If you truly want to recover from heartbreak, your coping strategies matter.

Writing your thoughts down can reduce mental loops. Physical movement helps regulate stress hormones. Creative outlets give pain somewhere constructive to land. Even long walks without music can help your mind settle.

These habits may seem small, but consistent emotional discipline builds resilience over time.

When Healing Feels Slow (And You Think You’re Regressing)

Healing is not linear. Some days you’ll feel stable. On other days, a random memory will undo you.

That doesn’t mean you’re failing.

Progress after heartbreak often shows up subtly: shorter crying spells, fewer obsessive thoughts, more neutral memories instead of sharp ones. The pain doesn’t vanish overnight; it softens gradually.

Emotional recovery is measured in intensity, not in perfection.

Turning Heartbreak Into Personal Growth

At some point (not immediately, but eventually), heartbreak becomes reflective rather than reactive.

You begin understanding your attachment style. You recognize emotional patterns.

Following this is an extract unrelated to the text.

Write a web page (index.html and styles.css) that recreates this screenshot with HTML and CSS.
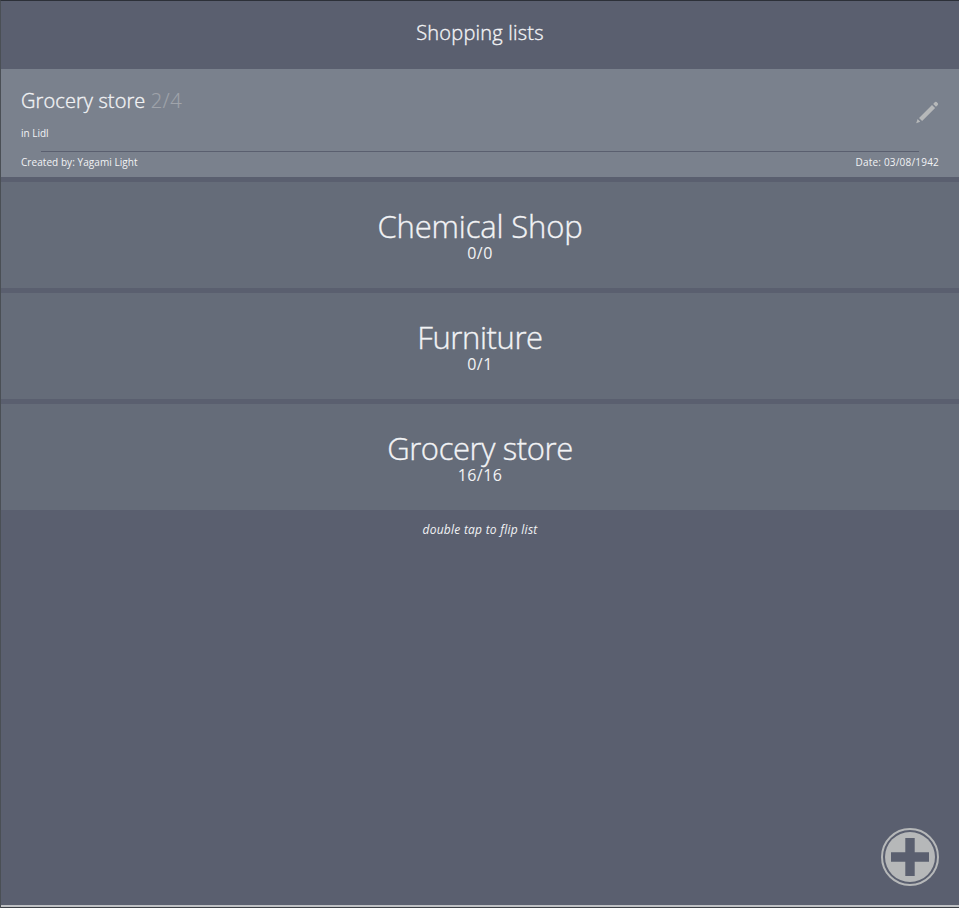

You see where you abandoned your own needs. You clarify what you truly want in a future relationship.

Personal growth after a breakup isn’t about becoming cold or detached. It’s about becoming clearer and more aligned.

A broken heart can expose your vulnerabilities, but it can also strengthen your emotional boundaries.

How Long Does It Take to Heal a Broken Heart?

There is no universal timeline for healing. The depth of the relationship, the way it ended, and your personal emotional history all influence recovery.

What matters more than speed is direction. Are you processing your feelings or avoiding them? Are you reflecting or numbing?

Healing doesn’t mean forgetting. It means remembering without breaking down.

And that takes patience.

Final Thoughts on Healing a Broken Heart

A broken heart is not proof that you are weak. It is proof that you loved sincerely.

The goal is not to love less next time to protect yourself from pain. The goal is to love with greater awareness, with boundaries, self-respect, and emotional clarity.

You are not broken. You are healing.

And even if it doesn’t feel like it yet, that process has already begun.